● WHAT THE TASK REQUIRES: Copy everything in the listing below word for word, apart from any images.

start DATASET EXTRACT

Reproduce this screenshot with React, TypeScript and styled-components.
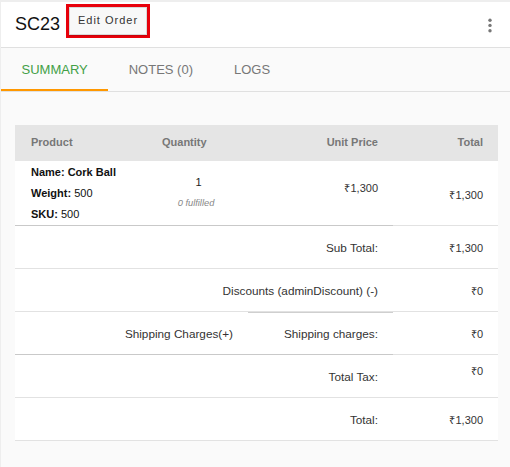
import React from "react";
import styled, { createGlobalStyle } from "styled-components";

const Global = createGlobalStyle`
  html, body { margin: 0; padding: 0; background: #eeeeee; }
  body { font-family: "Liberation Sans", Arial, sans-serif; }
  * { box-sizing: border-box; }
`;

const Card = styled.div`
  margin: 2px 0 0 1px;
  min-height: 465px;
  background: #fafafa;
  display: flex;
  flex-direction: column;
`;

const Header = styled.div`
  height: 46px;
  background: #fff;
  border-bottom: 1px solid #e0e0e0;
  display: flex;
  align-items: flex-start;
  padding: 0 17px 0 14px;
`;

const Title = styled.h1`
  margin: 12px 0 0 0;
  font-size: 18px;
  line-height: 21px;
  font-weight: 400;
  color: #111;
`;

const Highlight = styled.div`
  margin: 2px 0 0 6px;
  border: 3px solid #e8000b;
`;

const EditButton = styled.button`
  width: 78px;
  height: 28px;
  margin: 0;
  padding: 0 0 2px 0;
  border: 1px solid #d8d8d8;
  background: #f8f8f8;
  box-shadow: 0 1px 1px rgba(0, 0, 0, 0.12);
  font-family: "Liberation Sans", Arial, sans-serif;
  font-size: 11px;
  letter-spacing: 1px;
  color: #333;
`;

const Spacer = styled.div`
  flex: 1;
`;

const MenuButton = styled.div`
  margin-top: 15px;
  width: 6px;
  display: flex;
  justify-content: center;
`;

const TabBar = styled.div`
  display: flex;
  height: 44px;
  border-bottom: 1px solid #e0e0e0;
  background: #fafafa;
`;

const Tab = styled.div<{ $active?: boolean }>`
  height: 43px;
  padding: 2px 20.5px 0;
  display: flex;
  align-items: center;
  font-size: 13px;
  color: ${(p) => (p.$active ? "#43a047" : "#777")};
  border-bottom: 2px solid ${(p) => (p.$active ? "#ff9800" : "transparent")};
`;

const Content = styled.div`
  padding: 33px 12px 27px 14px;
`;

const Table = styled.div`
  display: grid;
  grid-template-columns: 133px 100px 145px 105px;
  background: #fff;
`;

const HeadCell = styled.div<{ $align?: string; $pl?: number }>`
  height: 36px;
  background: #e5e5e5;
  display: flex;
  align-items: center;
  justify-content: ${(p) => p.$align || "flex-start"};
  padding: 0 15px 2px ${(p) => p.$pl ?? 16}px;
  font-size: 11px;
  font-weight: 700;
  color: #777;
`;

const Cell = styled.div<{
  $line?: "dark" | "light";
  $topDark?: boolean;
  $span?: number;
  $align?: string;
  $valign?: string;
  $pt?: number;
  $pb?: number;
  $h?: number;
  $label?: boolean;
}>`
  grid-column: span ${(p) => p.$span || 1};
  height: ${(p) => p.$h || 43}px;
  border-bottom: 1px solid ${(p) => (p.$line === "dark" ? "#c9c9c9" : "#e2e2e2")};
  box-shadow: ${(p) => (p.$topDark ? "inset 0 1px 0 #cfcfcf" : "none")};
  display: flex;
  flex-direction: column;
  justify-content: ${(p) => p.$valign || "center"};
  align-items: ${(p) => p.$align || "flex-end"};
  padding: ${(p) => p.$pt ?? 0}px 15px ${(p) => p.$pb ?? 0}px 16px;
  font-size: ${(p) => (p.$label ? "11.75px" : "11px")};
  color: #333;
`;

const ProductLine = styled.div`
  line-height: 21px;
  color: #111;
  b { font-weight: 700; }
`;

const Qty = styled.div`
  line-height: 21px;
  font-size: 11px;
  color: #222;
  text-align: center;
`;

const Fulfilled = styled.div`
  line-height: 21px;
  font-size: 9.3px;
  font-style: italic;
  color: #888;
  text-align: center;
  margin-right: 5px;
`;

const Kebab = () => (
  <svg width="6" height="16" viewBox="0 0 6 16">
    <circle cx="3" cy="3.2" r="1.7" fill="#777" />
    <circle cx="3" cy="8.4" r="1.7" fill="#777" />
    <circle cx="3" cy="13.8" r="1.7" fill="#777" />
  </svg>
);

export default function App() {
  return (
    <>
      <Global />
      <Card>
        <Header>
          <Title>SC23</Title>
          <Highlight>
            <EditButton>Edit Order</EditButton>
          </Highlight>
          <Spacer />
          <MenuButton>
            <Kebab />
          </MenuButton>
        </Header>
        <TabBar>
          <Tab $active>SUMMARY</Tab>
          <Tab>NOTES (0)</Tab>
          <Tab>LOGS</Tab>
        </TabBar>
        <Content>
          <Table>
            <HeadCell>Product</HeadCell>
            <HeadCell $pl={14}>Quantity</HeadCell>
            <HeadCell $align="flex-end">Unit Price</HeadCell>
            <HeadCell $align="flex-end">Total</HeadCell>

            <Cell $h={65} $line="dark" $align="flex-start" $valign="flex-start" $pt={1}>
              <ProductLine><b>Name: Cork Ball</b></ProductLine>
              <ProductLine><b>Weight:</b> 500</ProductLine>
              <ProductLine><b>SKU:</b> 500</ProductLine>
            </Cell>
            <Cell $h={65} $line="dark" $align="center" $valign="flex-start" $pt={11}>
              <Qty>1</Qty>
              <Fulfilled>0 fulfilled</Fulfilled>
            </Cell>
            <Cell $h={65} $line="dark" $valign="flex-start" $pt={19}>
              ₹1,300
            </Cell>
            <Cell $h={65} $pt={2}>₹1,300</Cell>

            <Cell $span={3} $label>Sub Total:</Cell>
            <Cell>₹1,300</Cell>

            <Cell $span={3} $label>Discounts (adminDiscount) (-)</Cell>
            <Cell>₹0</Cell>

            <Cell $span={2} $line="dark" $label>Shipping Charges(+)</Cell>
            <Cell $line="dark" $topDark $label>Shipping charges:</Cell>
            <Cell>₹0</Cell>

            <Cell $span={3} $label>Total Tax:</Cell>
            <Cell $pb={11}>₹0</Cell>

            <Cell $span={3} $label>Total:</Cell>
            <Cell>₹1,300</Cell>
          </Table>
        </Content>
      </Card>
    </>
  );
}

end DATASET EXTRACT

● THE REPLY:
Reproduce this screenshot with React, TypeScript and styled-components.
import React from "react";
import styled, { createGlobalStyle } from "styled-components";

const Global = createGlobalStyle`
  html, body { margin: 0; padding: 0; background: #eeeeee; }
  body { font-family: "Liberation Sans", Arial, sans-serif; }
  * { box-sizing: border-box; }
`;

const Card = styled.div`
  margin: 2px 0 0 1px;
  min-height: 465px;
  background: #fafafa;
  display: flex;
  flex-direction: column;
`;

const Header = styled.div`
  height: 46px;
  background: #fff;
  border-bottom: 1px solid #e0e0e0;
  display: flex;
  align-items: flex-start;
  padding: 0 17px 0 14px;
`;

const Title = styled.h1`
  margin: 12px 0 0 0;
  font-size: 18px;
  line-height: 21px;
  font-weight: 400;
  color: #111;
`;

const Highlight = styled.div`
  margin: 2px 0 0 6px;
  border: 3px solid #e8000b;
`;

const EditButton = styled.button`
  width: 78px;
  height: 28px;
  margin: 0;
  padding: 0 0 2px 0;
  border: 1px solid #d8d8d8;
  background: #f8f8f8;
  box-shadow: 0 1px 1px rgba(0, 0, 0, 0.12);
  font-family: "Liberation Sans", Arial, sans-serif;
  font-size: 11px;
  letter-spacing: 1px;
  color: #333;
`;

const Spacer = styled.div`
  flex: 1;
`;

const MenuButton = styled.div`
  margin-top: 15px;
  width: 6px;
  display: flex;
  justify-content: center;
`;

const TabBar = styled.div`
  display: flex;
  height: 44px;
  border-bottom: 1px solid #e0e0e0;
  background: #fafafa;
`;

const Tab = styled.div<{ $active?: boolean }>`
  height: 43px;
  padding: 2px 20.5px 0;
  display: flex;
  align-items: center;
  font-size: 13px;
  color: ${(p) => (p.$active ? "#43a047" : "#777")};
  border-bottom: 2px solid ${(p) => (p.$active ? "#ff9800" : "transparent")};
`;

const Content = styled.div`
  padding: 33px 12px 27px 14px;
`;

const Table = styled.div`
  display: grid;
  grid-template-columns: 133px 100px 145px 105px;
  background: #fff;
`;

const HeadCell = styled.div<{ $align?: string; $pl?: number }>`
  height: 36px;
  background: #e5e5e5;
  display: flex;
  align-items: center;
  justify-content: ${(p) => p.$align || "flex-start"};
  padding: 0 15px 2px ${(p) => p.$pl ?? 16}px;
  font-size: 11px;
  font-weight: 700;
  color: #777;
`;

const Cell = styled.div<{
  $line?: "dark" | "light";
  $topDark?: boolean;
  $span?: number;
  $align?: string;
  $valign?: string;
  $pt?: number;
  $pb?: number;
  $h?: number;
  $label?: boolean;
}>`
  grid-column: span ${(p) => p.$span || 1};
  height: ${(p) => p.$h || 43}px;
  border-bottom: 1px solid ${(p) => (p.$line === "dark" ? "#c9c9c9" : "#e2e2e2")};
  box-shadow: ${(p) => (p.$topDark ? "inset 0 1px 0 #cfcfcf" : "none")};
  display: flex;
  flex-direction: column;
  justify-content: ${(p) => p.$valign || "center"};
  align-items: ${(p) => p.$align || "flex-end"};
  padding: ${(p) => p.$pt ?? 0}px 15px ${(p) => p.$pb ?? 0}px 16px;
  font-size: ${(p) => (p.$label ? "11.75px" : "11px")};
  color: #333;
`;

const ProductLine = styled.div`
  line-height: 21px;
  color: #111;
  b { font-weight: 700; }
`;

const Qty = styled.div`
  line-height: 21px;
  font-size: 11px;
  color: #222;
  text-align: center;
`;

const Fulfilled = styled.div`
  line-height: 21px;
  font-size: 9.3px;
  font-style: italic;
  color: #888;
  text-align: center;
  margin-right: 5px;
`;

const Kebab = () => (
  <svg width="6" height="16" viewBox="0 0 6 16">
    <circle cx="3" cy="3.2" r="1.7" fill="#777" />
    <circle cx="3" cy="8.4" r="1.7" fill="#777" />
    <circle cx="3" cy="13.8" r="1.7" fill="#777" />
  </svg>
);

export default function App() {
  return (
    <>
      <Global />
      <Card>
        <Header>
          <Title>SC23</Title>
          <Highlight>
            <EditButton>Edit Order</EditButton>
          </Highlight>
          <Spacer />
          <MenuButton>
            <Kebab />
          </MenuButton>
        </Header>
        <TabBar>
          <Tab $active>SUMMARY</Tab>
          <Tab>NOTES (0)</Tab>
          <Tab>LOGS</Tab>
        </TabBar>
        <Content>
          <Table>
            <HeadCell>Product</HeadCell>
            <HeadCell $pl={14}>Quantity</HeadCell>
            <HeadCell $align="flex-end">Unit Price</HeadCell>
            <HeadCell $align="flex-end">Total</HeadCell>

            <Cell $h={65} $line="dark" $align="flex-start" $valign="flex-start" $pt={1}>
              <ProductLine><b>Name: Cork Ball</b></ProductLine>
              <ProductLine><b>Weight:</b> 500</ProductLine>
              <ProductLine><b>SKU:</b> 500</ProductLine>
            </Cell>
            <Cell $h={65} $line="dark" $align="center" $valign="flex-start" $pt={11}>
              <Qty>1</Qty>
              <Fulfilled>0 fulfilled</Fulfilled>
            </Cell>
            <Cell $h={65} $line="dark" $valign="flex-start" $pt={19}>
              ₹1,300
            </Cell>
            <Cell $h={65} $pt={2}>₹1,300</Cell>

            <Cell $span={3} $label>Sub Total:</Cell>
            <Cell>₹1,300</Cell>

            <Cell $span={3} $label>Discounts (adminDiscount) (-)</Cell>
            <Cell>₹0</Cell>

            <Cell $span={2} $line="dark" $label>Shipping Charges(+)</Cell>
            <Cell $line="dark" $topDark $label>Shipping charges:</Cell>
            <Cell>₹0</Cell>

            <Cell $span={3} $label>Total Tax:</Cell>
            <Cell $pb={11}>₹0</Cell>

            <Cell $span={3} $label>Total:</Cell>
            <Cell>₹1,300</Cell>
          </Table>
        </Content>
      </Card>
    </>
  );
}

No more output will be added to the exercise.